FIGS. 7 to 9 show sets of results of measurements of the signal-to-distortion ratio (SDR) and the signal-to-interference ratio (SIR) of an audio signal Y as processed by the component emphasizing unit 21 in plural cases that are different from each other in the signal-to-noise ratio (SNR) of an audio signal X. Comparative Example 1 is a case that the L1 norm was used as an evaluation index of machine learning and Comparative Example 2 is a case that the L2 norm was used as an evaluation index of machine learning. As seen from FIGS. 7 to 9, in the first embodiment in which the signal-to-distortion ratio R is used as an evaluation index, the signal-to-interference ratio, not to mention the signal-to-distortion ratio, is improved from Comparative Examples 1 and 2 irrespective of the magnitude of the signal-to-noise ratio of the audio signal X.
For the sake of convenience, assume an audio signal X containing a first component shown in FIG. 10. FIGS. 11 and 12 show waveforms of audio signals Y as processed that correspond to the audio signal X shown in FIG. 10, respectively. The waveform of the audio signal Y shown in FIG. 1I is a waveform generated by the configuration of Comparative Example 2 in which the L2 norm is used in the machine learning. The waveform of the audio signal Y shown in FIG. 12 is a waveform generated by the configuration of the first embodiment in which the signal-to-distortion ratio R is used in machine learning. FIG. 10 corresponds to an ideal waveform of the audio signal Y. In Comparative Example 2 and the first embodiment, a case is assumed that an audio signal X whose signal-to-noise ratio is 10 dB is processed.

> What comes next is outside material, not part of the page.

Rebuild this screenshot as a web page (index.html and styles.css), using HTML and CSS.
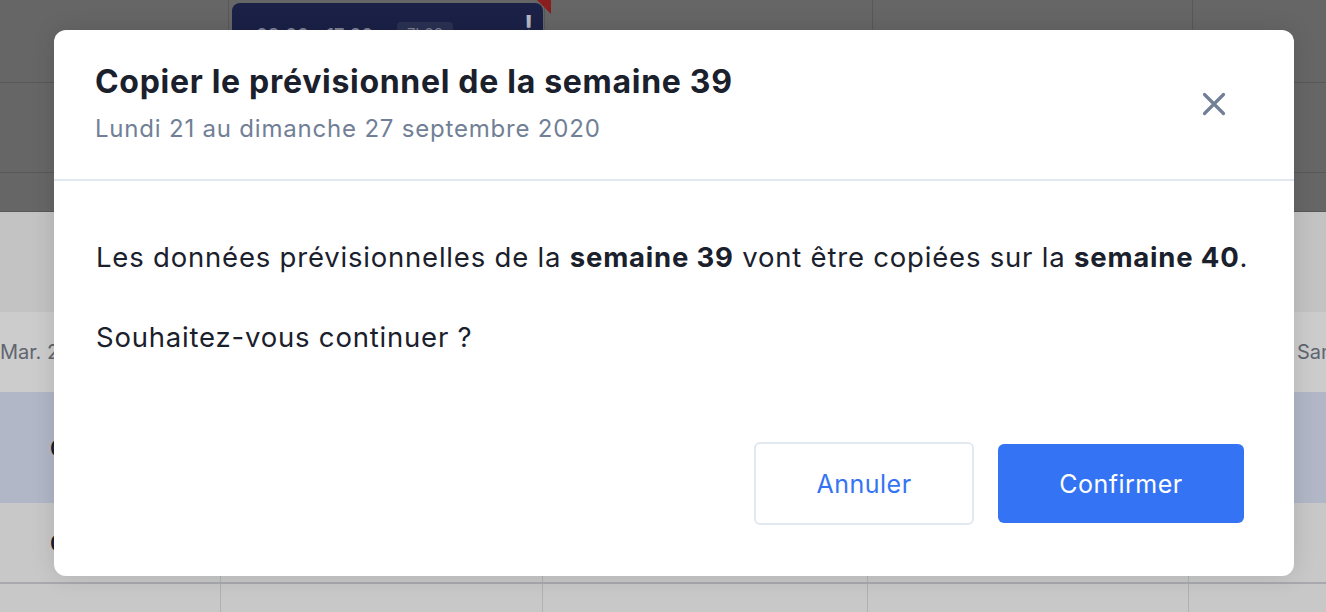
FILE: index.html
```html
<!DOCTYPE html>
<html lang="fr">
<head>
<meta charset="utf-8">
<title>Copier le prévisionnel</title>
<link rel="stylesheet" href="styles.css">
</head>
<body>
<div class="page">
  <div class="top">
    <div class="tcell"></div>
    <div class="tcell card-cell">
      <div class="event">
        <span class="event-time">08:00 - 17:00</span>
        <span class="event-badge">7h00</span>
        <span class="event-alert">!</span>
      </div>
      <span class="event-corner"></span>
    </div>
    <div class="tcell"></div>
    <div class="tcell"></div>
    <div class="tcell last"></div>
    <div class="tcell"></div>
    <div class="tcell"></div>
    <div class="tcell"></div>
    <div class="tcell"></div>
    <div class="tcell last"></div>
    <div class="tcell"></div>
    <div class="tcell"></div>
    <div class="tcell"></div>
    <div class="tcell"></div>
    <div class="tcell last"></div>
  </div>
  <div class="bottom">
    <div class="band"></div>
    <div class="hrow">
      <div class="hcell">Mar. 22</div>
      <div class="hcell"></div>
      <div class="hcell"></div>
      <div class="hcell"></div>
      <div class="hcell right">Sam. 26</div>
    </div>
    <div class="brow blue">
      <div class="bcell"><span class="btext">08:00</span></div>
      <div class="bcell"></div>
      <div class="bcell"></div>
      <div class="bcell"></div>
      <div class="bcell last"></div>
    </div>
    <div class="brow grey">
      <div class="bcell"><span class="btext">08:00</span></div>
      <div class="bcell"></div>
      <div class="bcell"></div>
      <div class="bcell"></div>
      <div class="bcell last"></div>
    </div>
    <div class="brow rest">
      <div class="bcell"></div>
      <div class="bcell"></div>
      <div class="bcell"></div>
      <div class="bcell"></div>
      <div class="bcell last"></div>
    </div>
  </div>

  <div class="modal">
    <div class="modal-head">
      <div class="head-text">
        <h1 class="modal-title">Copier le prévisionnel de la semaine 39</h1>
        <p class="modal-sub">Lundi 21 au dimanche 27 septembre 2020</p>
      </div>
      <button class="close" aria-label="Fermer">
        <svg width="24" height="24" viewBox="0 0 24 24"><path d="M2.5 2.5 L21.5 21.5 M21.5 2.5 L2.5 21.5" stroke="#718096" stroke-width="3.2" stroke-linecap="round" fill="none"/></svg>
      </button>
    </div>
    <div class="modal-body">
      <p class="msg">Les données prévisionnelles de la <strong>semaine 39</strong> vont être copiées sur la <strong>semaine 40</strong>.</p>
      <p class="msg q">Souhaitez-vous continuer ?</p>
      <div class="actions">
        <button class="btn ghost">Annuler</button>
        <button class="btn primary">Confirmer</button>
      </div>
    </div>
  </div>
</div>
</body>
</html>
```

FILE: styles.css
```css
* { box-sizing: border-box; }
html, body { margin: 0; padding: 0; }
body {
  width: 1326px;
  height: 612px;
  overflow: hidden;
  font-family: Inter, "Noto Sans", sans-serif;
  background: #c8c8c8;
}
.page {
  position: relative;
  width: 1326px;
  height: 612px;
  overflow: hidden;
}

/* background calendar (dimmed) */
.top {
  height: 212px;
  background: #666666;
  display: grid;
  grid-template-columns: 229px 316px 328px 320px 1fr;
  grid-template-rows: 83px 90px 39px;
}
.tcell {
  border-right: 1px solid #585858;
  border-bottom: 1px solid #585858;
  position: relative;
}
.tcell.last { border-right: none; }
.card-cell { z-index: 1; }
.event {
  position: absolute;
  left: 3px;
  top: 3px;
  width: 311px;
  height: 110px;
  background: #1b2147;
  border-radius: 8px;
  overflow: hidden;
}
.event-time {
  position: absolute;
  left: 24px;
  top: 22px;
  color: #7f8397;
  font-size: 18px;
  font-weight: 600;
  white-space: nowrap;
}
.event-badge {
  position: absolute;
  left: 165px;
  top: 19px;
  padding: 2px 10px;
  background: #2b3152;
  color: #7f8397;
  border-radius: 4px;
  font-size: 15px;
}
.event-alert {
  position: absolute;
  right: 10px;
  top: 6px;
  color: #b6b8c2;
  font-size: 26px;
  font-weight: 700;
}
.event-corner {
  position: absolute;
  right: -7px;
  top: -2px;
  width: 0;
  height: 0;
  border-top: 16px solid #8a1d1d;
  border-left: 16px solid transparent;
}

.bottom { display: flex; flex-direction: column; }
.band { height: 100px; background: #c3c3c3; }
.hrow {
  height: 80px;
  background: #cccccc;
  display: grid;
  grid-template-columns: 221px 322px 325px 321px 1fr;
  align-items: center;
}
.hcell {
  color: #5f6570;
  font-size: 20px;
  white-space: nowrap;
  overflow: hidden;
}
.hcell.right { padding-left: 108px; }
.brow {
  display: grid;
  grid-template-columns: 221px 322px 325px 321px 1fr;
}
.brow.blue { height: 111px; background: #b1b7c7; }
.brow.grey { height: 81px; background: #c8c8c8; border-bottom: 2px solid #a8a9ae; }
.brow.rest { height: 28px; background: #c8c8c8; }
.bcell {
  border-right: 1px solid #b0b0b8;
  display: flex;
  align-items: center;
}
.blue .bcell { border-right-color: #a9aebd; }
.bcell.last { border-right: none; }
.btext {
  margin-left: 50px;
  color: #1a202c;
  font-size: 22px;
  font-weight: 600;
}

/* modal */
.modal {
  position: absolute;
  left: 54px;
  top: 30px;
  width: 1240px;
  height: 546px;
  background: #ffffff;
  border-radius: 12px;
  box-shadow: 0 0 24px rgba(0, 0, 0, 0.12);
  display: flex;
  flex-direction: column;
  z-index: 5;
}
.modal-head {
  height: 151px;
  border-bottom: 2px solid #e2e8f0;
  padding: 32px 68px 0 41px;
  display: flex;
  justify-content: space-between;
  align-items: flex-start;
}
.modal-title {
  margin: 0;
  font-size: 32px;
  line-height: 40px;
  font-weight: 700;
  color: #1a202c;
  letter-spacing: 0.7px;
}
.modal-sub {
  margin: 12px 0 0 0;
  font-size: 24px;
  line-height: 30px;
  color: #718096;
  letter-spacing: 0.8px;
}
.close {
  margin-top: 30px;
  width: 24px;
  height: 24px;
  padding: 0;
  border: none;
  background: transparent;
  display: flex;
}
.modal-body {
  flex: 1;
  padding: 57px 50px 51px 42px;
  display: flex;
  flex-direction: column;
}
.msg {
  margin: 0;
  font-size: 27.5px;
  line-height: 38px;
  color: #1a202c;
  letter-spacing: 0.8px;
  white-space: nowrap;
}
.msg strong { font-weight: 700; }
.msg.q { margin-top: 42px; }
.actions {
  margin-top: auto;
  display: flex;
  justify-content: flex-end;
  align-items: center;
  gap: 24px;
}
.btn {
  font-family: inherit;
  font-size: 25px;
  letter-spacing: 0.5px;
  border-radius: 6px;
  cursor: pointer;
}
.btn.ghost {
  width: 220px;
  height: 83px;
  background: #ffffff;
  color: #3474f4;
  border: 2px solid #e2e8f0;
}
.btn.primary {
  width: 246px;
  height: 79px;
  background: #3474f4;
  color: #ffffff;
  border: none;
}
```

In Comparative Example 2, the neural network N is given only a tendency that sample value approximation is made between an audio signal Y and a correct signal Q and is not given a tendency that a noise component contained in the audio signal Y is suppressed. That is, in Comparative Example 2, a tendency that a first component is approximated using a noise component of an audio signal X is not eliminated even if it exists. Thus, as seen from FIG. 11, in Comparative Example 2, it is a probable that an audio signal Y containing a large noise component is generated. In contrast to Comparative Example 2, in the first embodiment in which the neural network N is subjected to machine learning using the signal-to-distortion ratio R as an evaluation index, the neural network N is trained so that not only is waveform approximation made between an audio signal Y and a correct signal Q but also a noise component contained in the audio signal Y is suppressed. As a result, as seen from FIG. 12, the first embodiment can generate an audio signal Y in which a noise component is suppressed effectively. It is noted that in the first embodiment there may occur a case that an audio signal Y is different from an audio signal X in amplitude.

Embodiment 2

A second embodiment of the disclosure will be described. In the following description, constituent elements having the same ones in the first embodiment will be given the same reference symbols as the latter and may not be described in detail as appropriate.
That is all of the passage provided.